The Blog Telling You California Sucks And Here’s Why

The blog telling you: California Sucks and Here’s Why
Current mood: aggravated

I spent this last week in Carrollton, Georgia with Zeb and his family. First of all…amazing trip just getting there! Then, there was the reality of being in such a beautiful place with people just as wonderful to match. If you’ve known me (well) for any decent length of time, you should know the love/hate relationship I have with the state of California. Yes, it’s a beautiful state with versatility and opportunity and blah blah blah. But then there’s the people. With very few exceptions, the true Californian is a gigantic jack-hole. Arrogant, materialistic, self-absorbed, and thoroughly selfish. It is these people which make Cali such a crap place to live.

I didn’t want to leave Georgia. There are several reasons as to why…but this sentiment was confirmed a mere four minutes after walking through the doors at work on my first day back (Friday night). My first two customers at take-out were the embodiment of all I dislike about this area. Stuck-up, distant, cold, aggravating…demanding…and to top it all off – they were cheap. If there was any doubt whatsoever about my desire to be elsewhere, it was annihilated by these two people.

Then there was today.

Seriously, folks. I understand that ranch is vitally important to your existence, and you will surely die without it and it’s caloric content to add to your already bulging waistline. I also understand that even though you ask for it on the side (in other words, trying to control the portion of fat you’re adding to your salad…I get it…) you will most assuredly ask for yet another side of the crap in order to give the entire leafy pile a thick sheen of cholesterol – just as you are doing to your insides. But please – allow me the forty-five seconds necessary in order to accept your demand, then cross the entire restaurant, retrieve your fat sauce, then deliver it safely to your overly eager hands. Relax. We have enough ranch in the refrigerator to satisfy even you.

Then there are the kids. I seriously came within one scream of grabbing the little bastard by the ears and throwing him in the direction of the door.
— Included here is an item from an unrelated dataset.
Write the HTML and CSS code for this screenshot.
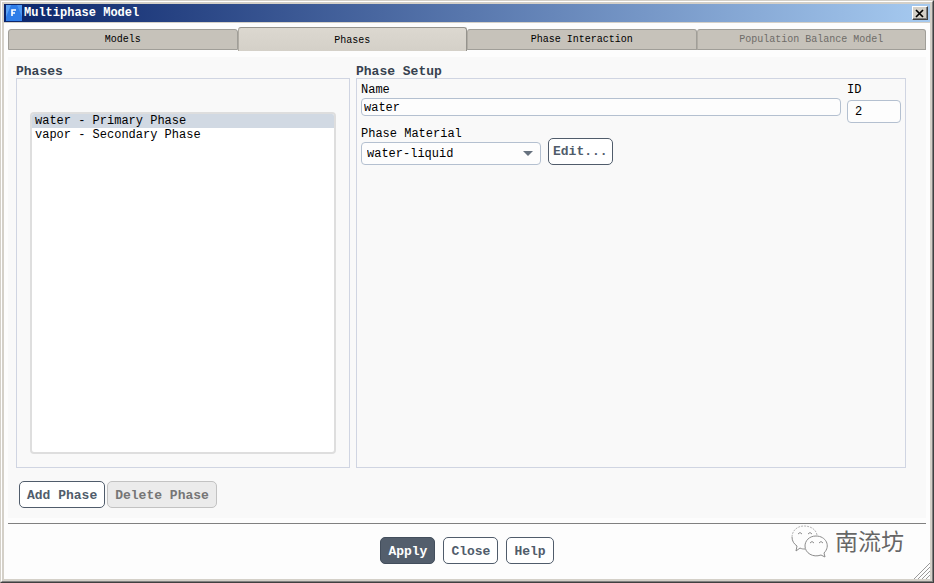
FILE: index.html
```html
<!DOCTYPE html>
<html lang="en">
<head>
<meta charset="utf-8">
<title>Multiphase Model</title>
<link rel="stylesheet" href="styles.css">
</head>
<body>
<div class="window">
  <header class="titlebar">
    <svg class="app-icon" viewBox="0 0 16 16" aria-hidden="true">
      <rect width="16" height="16" fill="#2f7de8"/>
      <path d="M0 0h5L0 12z" fill="#5aa2f5"/>
      <path d="M11 0h5v12z" fill="#4a96f2"/>
      <path d="M6 11V5h4M6 8h3" fill="none" stroke="#fff" stroke-width="1.6"/>
    </svg>
    <h1 class="title">Multiphase Model</h1>
    <button class="window-close" type="button" aria-label="Close window">
      <svg viewBox="0 0 10 9" aria-hidden="true"><path d="M1 1l7 7M8 1l-7 7" stroke="#000" stroke-width="1.7"/></svg>
    </button>
  </header>
  <nav class="tabs" role="tablist">
    <button class="tab" type="button" role="tab">Models</button>
    <button class="tab tab-active" type="button" role="tab" aria-selected="true">Phases</button>
    <button class="tab" type="button" role="tab">Phase Interaction</button>
    <button class="tab" type="button" role="tab" disabled>Population Balance Model</button>
  </nav>
  <main class="panel">
    <div class="columns">
      <section class="column column-phases">
        <h2 class="heading" id="phases-heading">Phases</h2>
        <div class="group group-list">
          <select class="phase-list" size="2" aria-labelledby="phases-heading">
            <option selected>water - Primary Phase</option>
            <option>vapor - Secondary Phase</option>
          </select>
        </div>
      </section>
      <section class="column column-setup">
        <h2 class="heading">Phase Setup</h2>
        <div class="group group-setup">
          <div class="row">
            <div class="field field-name">
              <label for="name">Name</label>
              <input class="input" id="name" type="text" value="water">
            </div>
            <div class="field field-id">
              <label for="phase-id">ID</label>
              <input class="input input-tall" id="phase-id" type="text" value="2">
            </div>
          </div>
          <div class="row row-material">
            <div class="field field-material">
              <label for="material">Phase Material</label>
              <div class="dropdown">
                <select class="input input-tall" id="material"><option>water-liquid</option></select>
              </div>
            </div>
            <button class="button button-edit" type="button">Edit...</button>
          </div>
        </div>
      </section>
    </div>
    <div class="list-actions">
      <button class="button" type="button">Add Phase</button>
      <button class="button" type="button" disabled>Delete Phase</button>
    </div>
  </main>
  <footer class="footer">
    <button class="button button-primary" type="button">Apply</button>
    <button class="button" type="button">Close</button>
    <button class="button" type="button">Help</button>
    <div class="watermark">
      <svg class="watermark-icon" viewBox="0 0 38 34" aria-hidden="true" fill="none" stroke="#8c8c8c">
        <path d="M26 10C25 4 19 1 13 1 6 1 1 6 1 12" stroke="#b4b4b4" stroke-dasharray="2 1"/>
        <path d="M1 12c0 4 2 7 5 9l-1 5 4-3c2 1 3 1 5 1"/>
        <path d="M25 11c-7 0-11 5-11 10 0 7 8 12 16 9l4 2-1-4c7-7 2-17-8-17z" fill="#fdfdfd"/>
        <path d="M7 9q2-3 4 0M17 9q2-3 4 0M19 18q2-3 4 0M28 18q2-3 4 0"/>
      </svg>
      <span lang="zh">南流坊</span>
    </div>
    <svg class="grip" viewBox="0 0 16 16" aria-hidden="true"><path d="M0 16L16 0M4 16L16 4M8 16l8-8M12 16l4-4" stroke="#999"/></svg>
  </footer>
</div>
</body>
</html>
```
FILE: styles.css
```css
* {
  box-sizing: border-box;
}

body {
  margin: 0;
  min-height: 100vh;
  display: flex;
  font: 12px/13px "Liberation Mono", monospace;
  color: #000;
  background: #d4d0c8;
  border: 1px solid;
  border-color: #d4d0c8 #404040 #404040 #d4d0c8;
}

button,
input,
select {
  font: inherit;
  color: inherit;
  margin: 0;
}

.window {
  flex: 1;
  min-width: 0;
  display: flex;
  flex-direction: column;
  padding: 2px;
  border: 1px solid;
  border-color: #fff #808080 #808080 #fff;
  background: linear-gradient(#fdfdfd, #fdfdfd) content-box;
}

.titlebar {
  display: flex;
  align-items: center;
  height: 19px;
  padding: 0 2px;
  border-bottom: 1px solid #d4d0c8;
  background: linear-gradient(to right, #0a246a, #a6caf0);
}

.app-icon {
  width: 16px;
  height: 16px;
}

.title {
  flex: 1;
  margin: 0 2px;
  font-size: 12px;
  font-weight: bold;
  color: #fff;
}

.window-close {
  display: flex;
  align-items: center;
  justify-content: center;
  width: 16px;
  height: 14px;
  padding: 0;
  background: #d4d0c8;
  border: 1px solid;
  border-color: #fff #404040 #404040 #fff;
  box-shadow: inset -1px -1px #808080;
}

.window-close svg {
  width: 10px;
  height: 9px;
}

.tabs {
  display: flex;
  align-items: center;
  height: 28px;
  padding: 4px 4px 0;
}

.tab {
  flex: 1;
  height: 21px;
  padding: 1px 0 0;
  font-size: 10px;
  background: #c6c2ba;
  border: 1px solid #a09e98;
  border-radius: 3px 3px 0 0;
}

.tab + .tab {
  border-left-color: #b0aca4;
}

.tab-active {
  height: 24px;
  background: linear-gradient(#dcd8d0, #d4d0c8);
  border-color: #95938d;
  border-bottom: 0;
}

.tab:disabled {
  color: #6e6c68;
}

.panel {
  flex: 1;
  display: flex;
  flex-direction: column;
  margin: 6px 4px 5px;
  padding: 8px 20px 10px 8px;
  background: #f9f9f9;
}

.columns {
  flex: 1;
  display: flex;
  gap: 6px;
}

.column {
  min-width: 0;
  display: flex;
  flex-direction: column;
}

.column-phases {
  flex: 334;
}

.column-setup {
  flex: 550;
}

.heading {
  margin: 0;
  font-size: 13px;
  font-weight: bold;
  color: #36414f;
}

.group {
  flex: 1;
  display: flex;
  flex-direction: column;
  border: 1px solid #d0d5e2;
}

.group-list {
  padding: 33px 13px 13px;
}

.group-setup {
  padding: 5px 4px 4px;
  gap: 5px;
}

.phase-list {
  flex: 1;
  width: 100%;
  padding: 0;
  background: #fff;
  border: 2px solid #dedede;
  border-radius: 4px;
  outline: 0;
}

.phase-list option {
  min-height: 13px;
  padding: 0 3px;
  color: #000;
}

.phase-list option:checked {
  background: linear-gradient(#d1d9e3, #d1d9e3);
  color: #000;
}

.row {
  display: flex;
  align-items: flex-start;
  gap: 6px;
}

.row-material {
  align-items: flex-end;
  gap: 7px;
}

.field {
  display: flex;
  flex-direction: column;
  gap: 1px;
}

.field-name {
  flex: 1;
}

.field-id {
  width: 54px;
  gap: 3px;
}

.field-material {
  width: 180px;
}

.input {
  width: 100%;
  height: 18px;
  padding: 2px 2px 0;
  background: #fdfdfd;
  border: 1px solid #b4c0d0;
  border-radius: 4px;
}

.input-tall {
  height: 23px;
  padding: 1px 7px 0;
}

.dropdown {
  position: relative;
}

.dropdown select {
  display: block;
  appearance: none;
  padding: 2px 5px 0;
}

.dropdown::after {
  content: "";
  position: absolute;
  right: 8px;
  top: 9px;
  border: 5px solid transparent;
  border-top-color: #66717e;
  border-bottom: 0;
  pointer-events: none;
}

.button {
  height: 27px;
  padding: 1px 7px 0;
  font-size: 13px;
  font-weight: bold;
  color: #505c6b;
  background: #fff;
  border: 1px solid #505c6b;
  border-radius: 5px;
}

.button:disabled {
  color: #767676;
  background: #ebebeb;
  border-color: #c2c2c2;
}

.button-primary {
  color: #fff;
  background: #535e6c;
  border-color: #434e5c;
}

.button-edit {
  padding: 0 4px;
}

.list-actions {
  display: flex;
  gap: 2px;
  margin-top: 13px;
  padding-left: 3px;
}

.footer {
  position: relative;
  display: flex;
  justify-content: center;
  gap: 8px;
  margin: 0 4px;
  padding: 13px 0 15px;
  border-top: 1px solid #808080;
}

.watermark {
  position: absolute;
  right: 22px;
  top: 1px;
  display: flex;
  align-items: center;
  gap: 6px;
  font: 23px/30px "Noto Sans CJK SC", sans-serif;
  color: #666;
}

.watermark span {
  padding-bottom: 4px;
}

.watermark-icon {
  width: 38px;
  height: 34px;
}

.grip {
  position: absolute;
  right: -4px;
  bottom: 0;
  width: 16px;
  height: 16px;
}
```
I don’t care if he’s only two years old. I was trying to concentrate on taking his mother’s order while he was slapping her in the face and screaming in a Chinese water torture fashion every three to four seconds. I literally had to bite my tongue to stop myself from yelling, “shut the hell up, you child of Satan!” at the top of my lungs. I don’t think the parents would have agreed with my method of discipline. Then again, I can be quite frightening to children, should the need arise. On second though, they may have thanked me. I didn’t take the chance however, as I am trying to keep myself out of trouble just incase a transfer is in my future.
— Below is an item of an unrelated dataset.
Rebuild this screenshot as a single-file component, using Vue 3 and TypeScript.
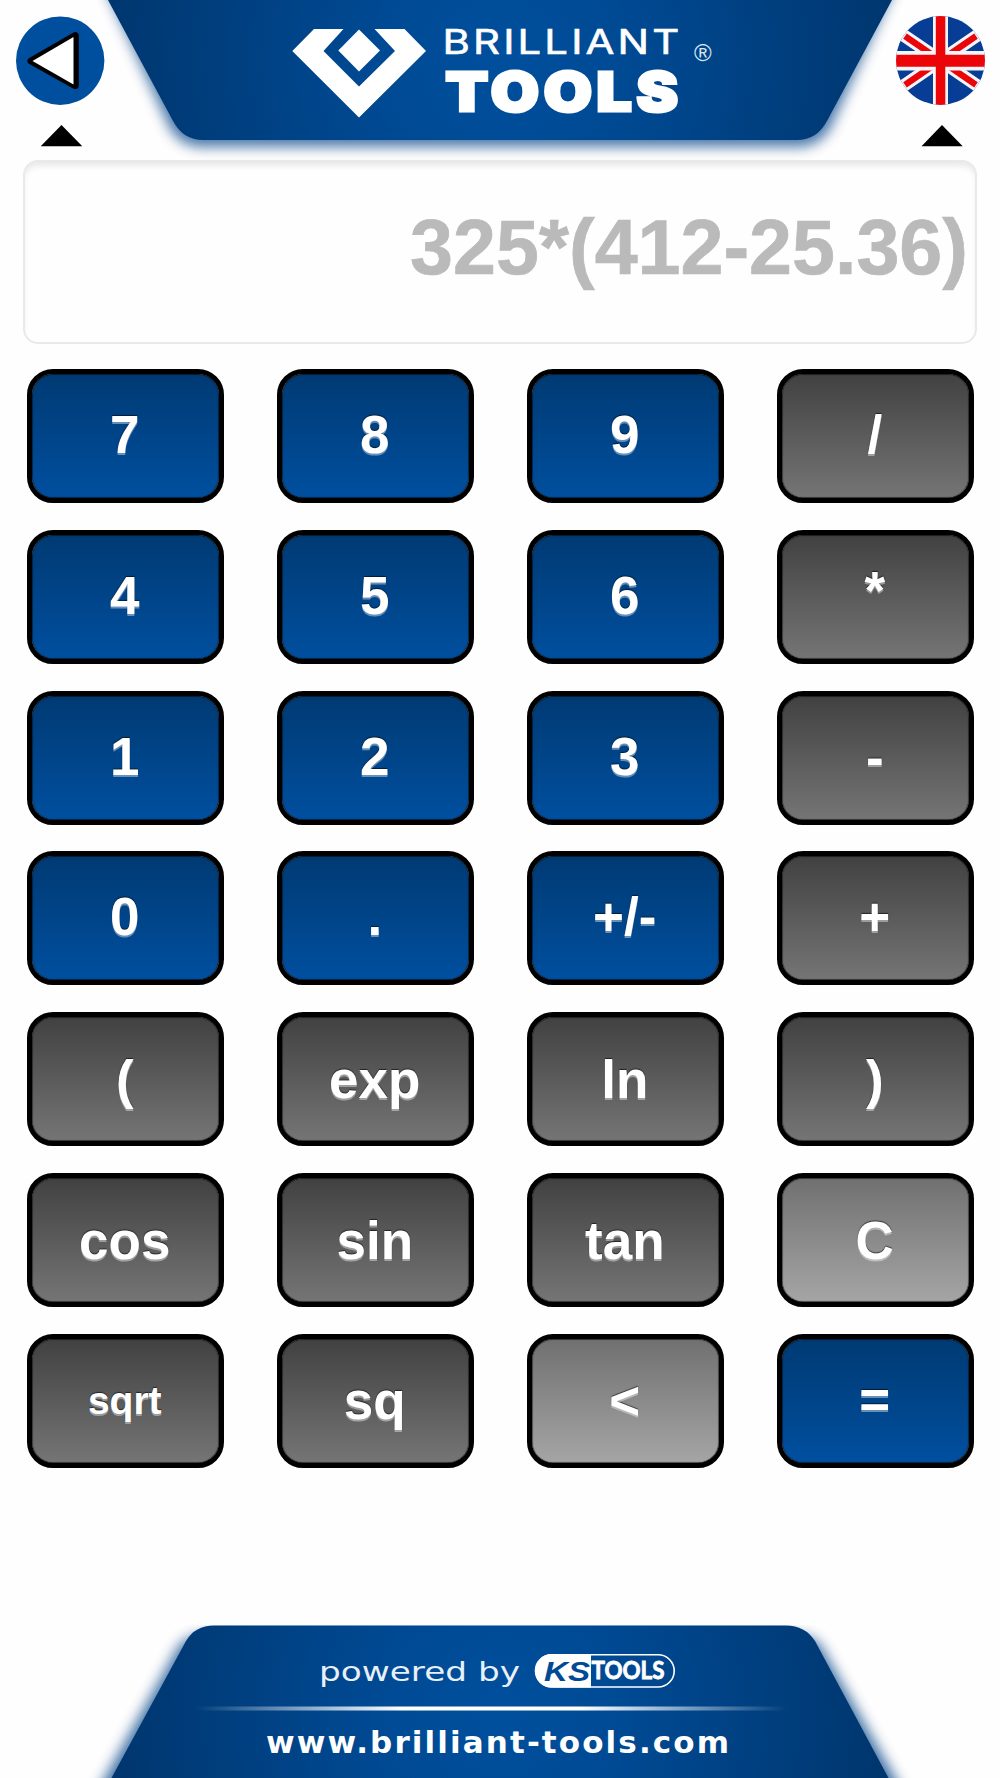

Any server will tell you the evil that is minorities dining in a foreign country (I.E. here.). Don’t charge over $54 dollars, then think that leaving me three is decent compensation for not only having to half-learn your language, but to also decipher your word-replacing gestures. For the love of me, either learn the language and the culture…or leave me and my taxed paycheck alone. [For those of you who don't work in the food industry, we as servers are taxed (and required to tip out the rest of the staff) based on our sales, not our tips...which is why we bitch about stuff like this]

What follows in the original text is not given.